======== Recorded information

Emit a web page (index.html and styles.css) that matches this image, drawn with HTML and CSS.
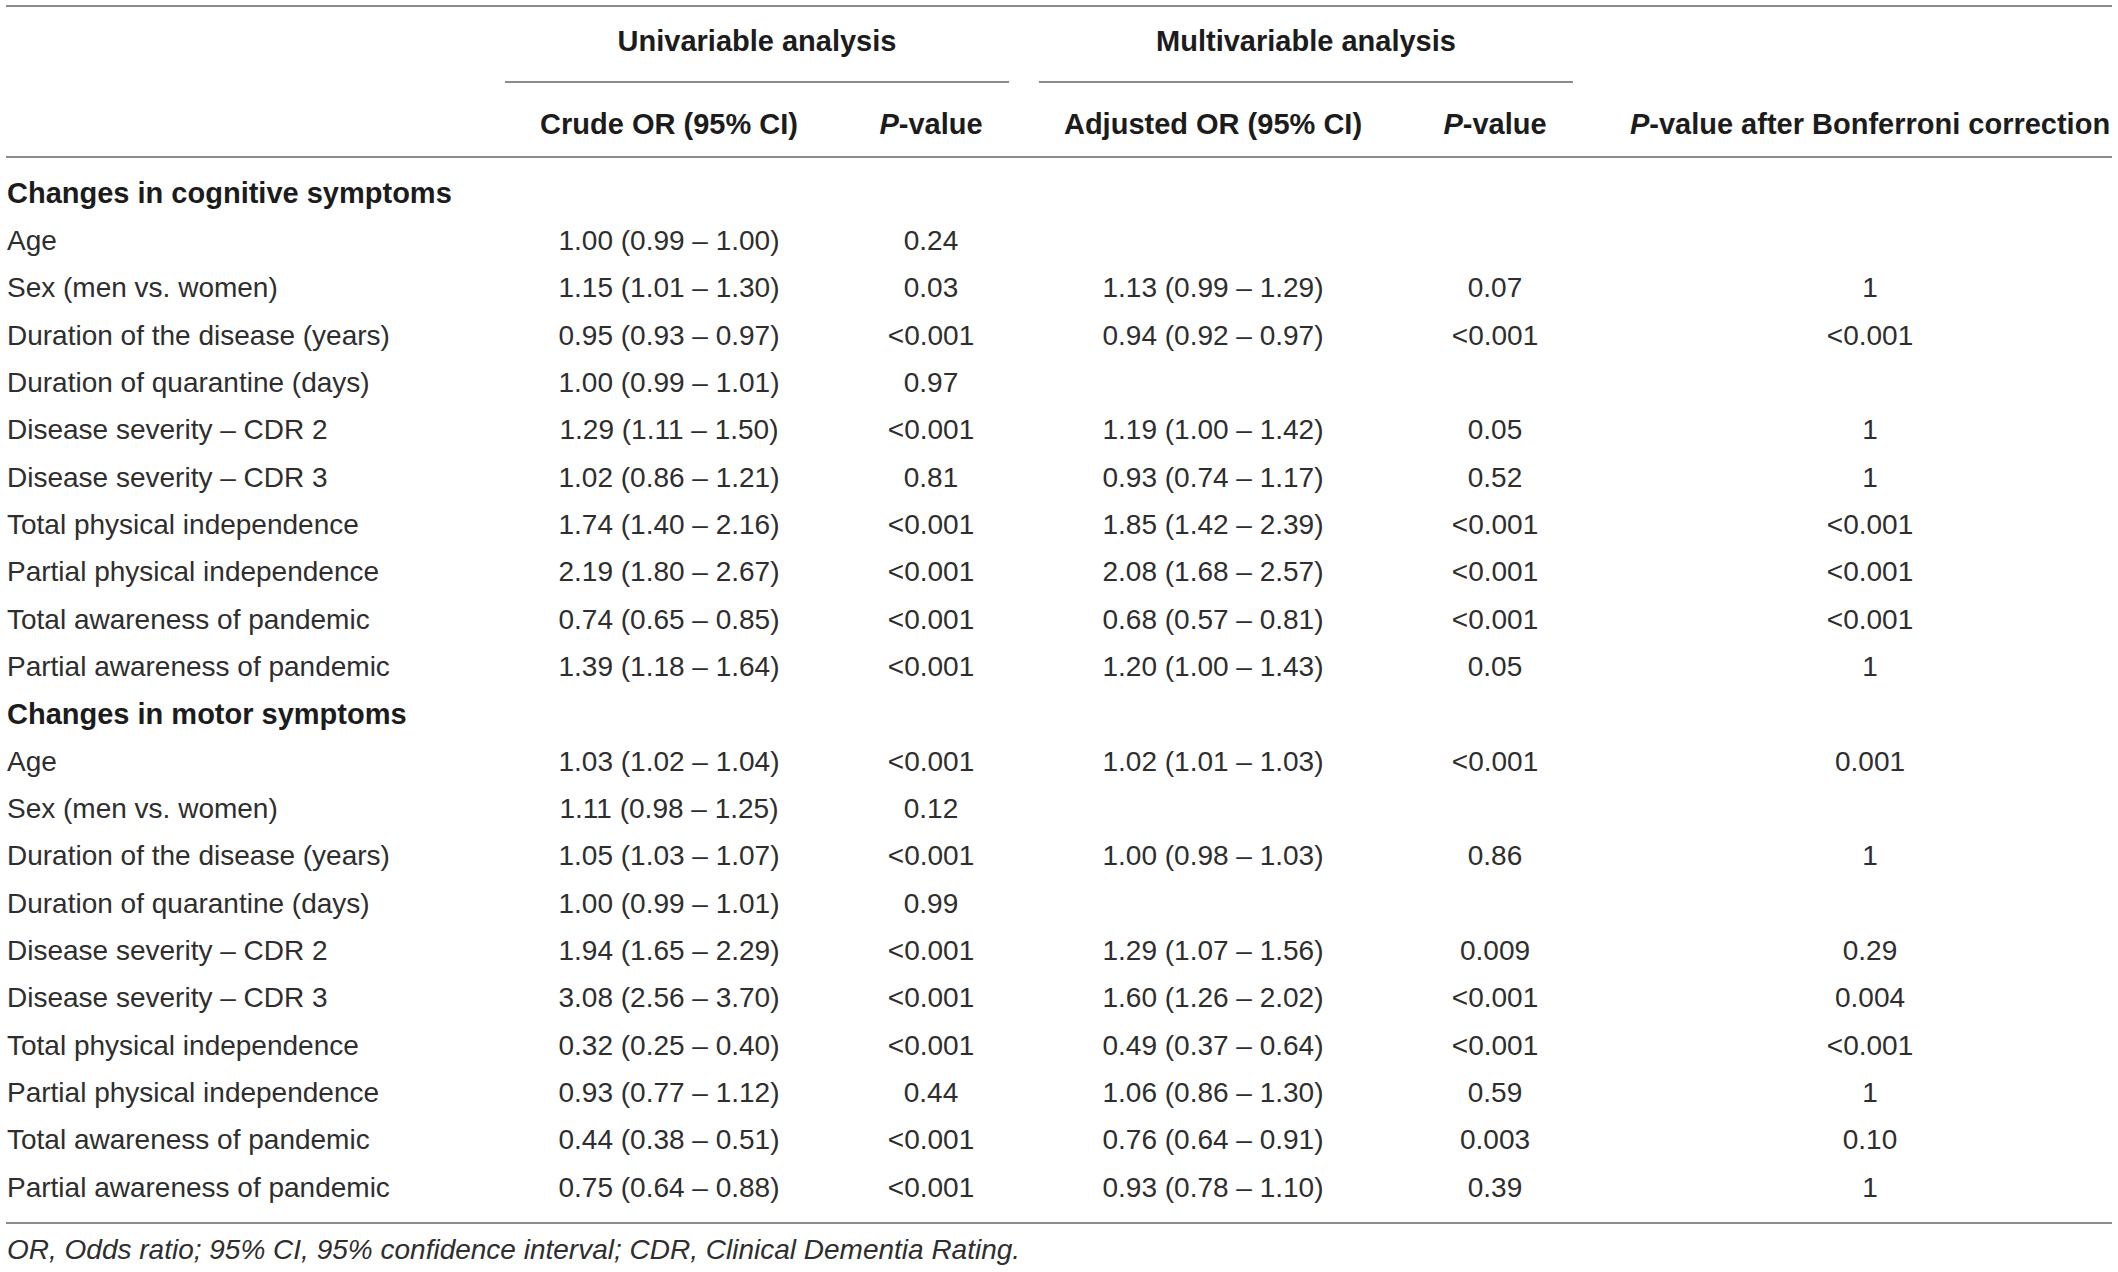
FILE: index.html
```html
<!DOCTYPE html>
<html lang="en">
<head>
<meta charset="utf-8">
<title>Odds ratios table</title>
<link rel="stylesheet" href="styles.css">
</head>
<body>
<div class="wrap">
<table class="tbl">
  <thead class="head">
    <tr class="group-row">
      <th class="c-label"></th>
      <th class="group g-uni"><span class="group-inner uni">Univariable analysis</span></th>
      <th class="group g-multi"><span class="group-inner multi">Multivariable analysis</span></th>
      <th class="c-bonf"></th>
    </tr>
    <tr class="col-row">
      <th class="c-label"></th>
      <th class="c-ci">Crude OR (95% CI)</th>
      <th class="c-p"><i>P</i>-value</th>
      <th class="c-ci">Adjusted OR (95% CI)</th>
      <th class="c-p2"><i>P</i>-value</th>
      <th class="c-bonf"><i>P</i>-value after Bonferroni correction</th>
    </tr>
  </thead>
  <tbody class="body">
    <tr class="row section"><th class="c-label">Changes in cognitive symptoms</th></tr>
    <tr class="row"><td class="c-label">Age</td><td class="c-ci">1.00 (0.99 – 1.00)</td><td class="c-p">0.24</td><td class="c-ci"></td><td class="c-p2"></td><td class="c-bonf"></td></tr>
    <tr class="row"><td class="c-label">Sex (men vs. women)</td><td class="c-ci">1.15 (1.01 – 1.30)</td><td class="c-p">0.03</td><td class="c-ci">1.13 (0.99 – 1.29)</td><td class="c-p2">0.07</td><td class="c-bonf">1</td></tr>
    <tr class="row"><td class="c-label">Duration of the disease (years)</td><td class="c-ci">0.95 (0.93 – 0.97)</td><td class="c-p">&lt;0.001</td><td class="c-ci">0.94 (0.92 – 0.97)</td><td class="c-p2">&lt;0.001</td><td class="c-bonf">&lt;0.001</td></tr>
    <tr class="row"><td class="c-label">Duration of quarantine (days)</td><td class="c-ci">1.00 (0.99 – 1.01)</td><td class="c-p">0.97</td><td class="c-ci"></td><td class="c-p2"></td><td class="c-bonf"></td></tr>
    <tr class="row"><td class="c-label">Disease severity – CDR 2</td><td class="c-ci">1.29 (1.11 – 1.50)</td><td class="c-p">&lt;0.001</td><td class="c-ci">1.19 (1.00 – 1.42)</td><td class="c-p2">0.05</td><td class="c-bonf">1</td></tr>
    <tr class="row"><td class="c-label">Disease severity – CDR 3</td><td class="c-ci">1.02 (0.86 – 1.21)</td><td class="c-p">0.81</td><td class="c-ci">0.93 (0.74 – 1.17)</td><td class="c-p2">0.52</td><td class="c-bonf">1</td></tr>
    <tr class="row"><td class="c-label">Total physical independence</td><td class="c-ci">1.74 (1.40 – 2.16)</td><td class="c-p">&lt;0.001</td><td class="c-ci">1.85 (1.42 – 2.39)</td><td class="c-p2">&lt;0.001</td><td class="c-bonf">&lt;0.001</td></tr>
    <tr class="row"><td class="c-label">Partial physical independence</td><td class="c-ci">2.19 (1.80 – 2.67)</td><td class="c-p">&lt;0.001</td><td class="c-ci">2.08 (1.68 – 2.57)</td><td class="c-p2">&lt;0.001</td><td class="c-bonf">&lt;0.001</td></tr>
    <tr class="row"><td class="c-label">Total awareness of pandemic</td><td class="c-ci">0.74 (0.65 – 0.85)</td><td class="c-p">&lt;0.001</td><td class="c-ci">0.68 (0.57 – 0.81)</td><td class="c-p2">&lt;0.001</td><td class="c-bonf">&lt;0.001</td></tr>
    <tr class="row"><td class="c-label">Partial awareness of pandemic</td><td class="c-ci">1.39 (1.18 – 1.64)</td><td class="c-p">&lt;0.001</td><td class="c-ci">1.20 (1.00 – 1.43)</td><td class="c-p2">0.05</td><td class="c-bonf">1</td></tr>
    <tr class="row section"><th class="c-label">Changes in motor symptoms</th></tr>
    <tr class="row"><td class="c-label">Age</td><td class="c-ci">1.03 (1.02 – 1.04)</td><td class="c-p">&lt;0.001</td><td class="c-ci">1.02 (1.01 – 1.03)</td><td class="c-p2">&lt;0.001</td><td class="c-bonf">0.001</td></tr>
    <tr class="row"><td class="c-label">Sex (men vs. women)</td><td class="c-ci">1.11 (0.98 – 1.25)</td><td class="c-p">0.12</td><td class="c-ci"></td><td class="c-p2"></td><td class="c-bonf"></td></tr>
    <tr class="row"><td class="c-label">Duration of the disease (years)</td><td class="c-ci">1.05 (1.03 – 1.07)</td><td class="c-p">&lt;0.001</td><td class="c-ci">1.00 (0.98 – 1.03)</td><td class="c-p2">0.86</td><td class="c-bonf">1</td></tr>
    <tr class="row"><td class="c-label">Duration of quarantine (days)</td><td class="c-ci">1.00 (0.99 – 1.01)</td><td class="c-p">0.99</td><td class="c-ci"></td><td class="c-p2"></td><td class="c-bonf"></td></tr>
    <tr class="row"><td class="c-label">Disease severity – CDR 2</td><td class="c-ci">1.94 (1.65 – 2.29)</td><td class="c-p">&lt;0.001</td><td class="c-ci">1.29 (1.07 – 1.56)</td><td class="c-p2">0.009</td><td class="c-bonf">0.29</td></tr>
    <tr class="row"><td class="c-label">Disease severity – CDR 3</td><td class="c-ci">3.08 (2.56 – 3.70)</td><td class="c-p">&lt;0.001</td><td class="c-ci">1.60 (1.26 – 2.02)</td><td class="c-p2">&lt;0.001</td><td class="c-bonf">0.004</td></tr>
    <tr class="row"><td class="c-label">Total physical independence</td><td class="c-ci">0.32 (0.25 – 0.40)</td><td class="c-p">&lt;0.001</td><td class="c-ci">0.49 (0.37 – 0.64)</td><td class="c-p2">&lt;0.001</td><td class="c-bonf">&lt;0.001</td></tr>
    <tr class="row"><td class="c-label">Partial physical independence</td><td class="c-ci">0.93 (0.77 – 1.12)</td><td class="c-p">0.44</td><td class="c-ci">1.06 (0.86 – 1.30)</td><td class="c-p2">0.59</td><td class="c-bonf">1</td></tr>
    <tr class="row"><td class="c-label">Total awareness of pandemic</td><td class="c-ci">0.44 (0.38 – 0.51)</td><td class="c-p">&lt;0.001</td><td class="c-ci">0.76 (0.64 – 0.91)</td><td class="c-p2">0.003</td><td class="c-bonf">0.10</td></tr>
    <tr class="row"><td class="c-label">Partial awareness of pandemic</td><td class="c-ci">0.75 (0.64 – 0.88)</td><td class="c-p">&lt;0.001</td><td class="c-ci">0.93 (0.78 – 1.10)</td><td class="c-p2">0.39</td><td class="c-bonf">1</td></tr>
  </tbody>
</table>
<p class="note">OR, Odds ratio; 95% CI, 95% confidence interval; CDR, Clinical Dementia Rating.</p>
</div>
</body>
</html>
```

FILE: styles.css
```css
html, body {
  margin: 0;
  padding: 0;
  background: #ffffff;
}

body {
  font-family: "Liberation Sans", Arial, sans-serif;
  color: #2e2e2e;
}

.wrap {
  width: 2106px;
  margin-left: 6px;
  padding-top: 5px;
}

.tbl {
  display: block;
  width: 2106px;
  border-collapse: collapse;
  border-top: 2px solid #8c8c8c;
  border-bottom: 2px solid #8c8c8c;
}

.head, .body {
  display: block;
}

.head {
  border-bottom: 2px solid #8c8c8c;
}

.body {
  padding: 12px 0 11px;
}

.group-row,
.col-row,
.row {
  display: grid;
  grid-template-columns: 484px 358px 166px 398px 216px 484px;
}

.group-row {
  grid-template-columns: 484px 524px 614px 484px;
  height: 76px;
}

th, td {
  display: block;
  padding: 0;
  white-space: nowrap;
}

th {
  font-size: 29px;
  font-weight: bold;
  color: #1c1c1c;
}

.group {
  display: flex;
  align-items: flex-end;
}

.group-inner {
  display: flex;
  align-items: center;
  justify-content: center;
  box-sizing: border-box;
  height: 76px;
  padding-bottom: 6px;
  border-bottom: 2px solid #8c8c8c;
}

.group-inner.uni {
  width: 504px;
  margin-left: 15px;
}

.group-inner.multi {
  width: 534px;
  margin-left: 25px;
}

.col-row {
  height: 73px;
  align-items: center;
}

.col-row th {
  padding-top: 10px;
  text-align: center;
}

.col-row th.c-p2 {
  padding-right: 50px;
}

.row {
  height: 47.34px;
  align-items: center;
}

.row td {
  font-size: 28px;
  text-align: center;
  color: #2e2e2e;
}

.row td.c-label {
  text-align: left;
  padding-left: 1px;
}

.row td.c-p2 {
  padding-right: 50px;
}

.section th.c-label {
  grid-column: 1 / -1;
  text-align: left;
  padding-left: 1px;
}

.note {
  margin: 8px 0 0 1px;
  font-size: 28px;
  font-style: italic;
  line-height: 36px;
  color: #2e2e2e;
}
```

================

◆ **Short exercise**
Copy out the lines in which the string "styles" appears.

◆ **Exercise result**
Emit a web page (index.html and styles.css) that matches this image, drawn with HTML and CSS.
<link rel="stylesheet" href="styles.css">
FILE: styles.css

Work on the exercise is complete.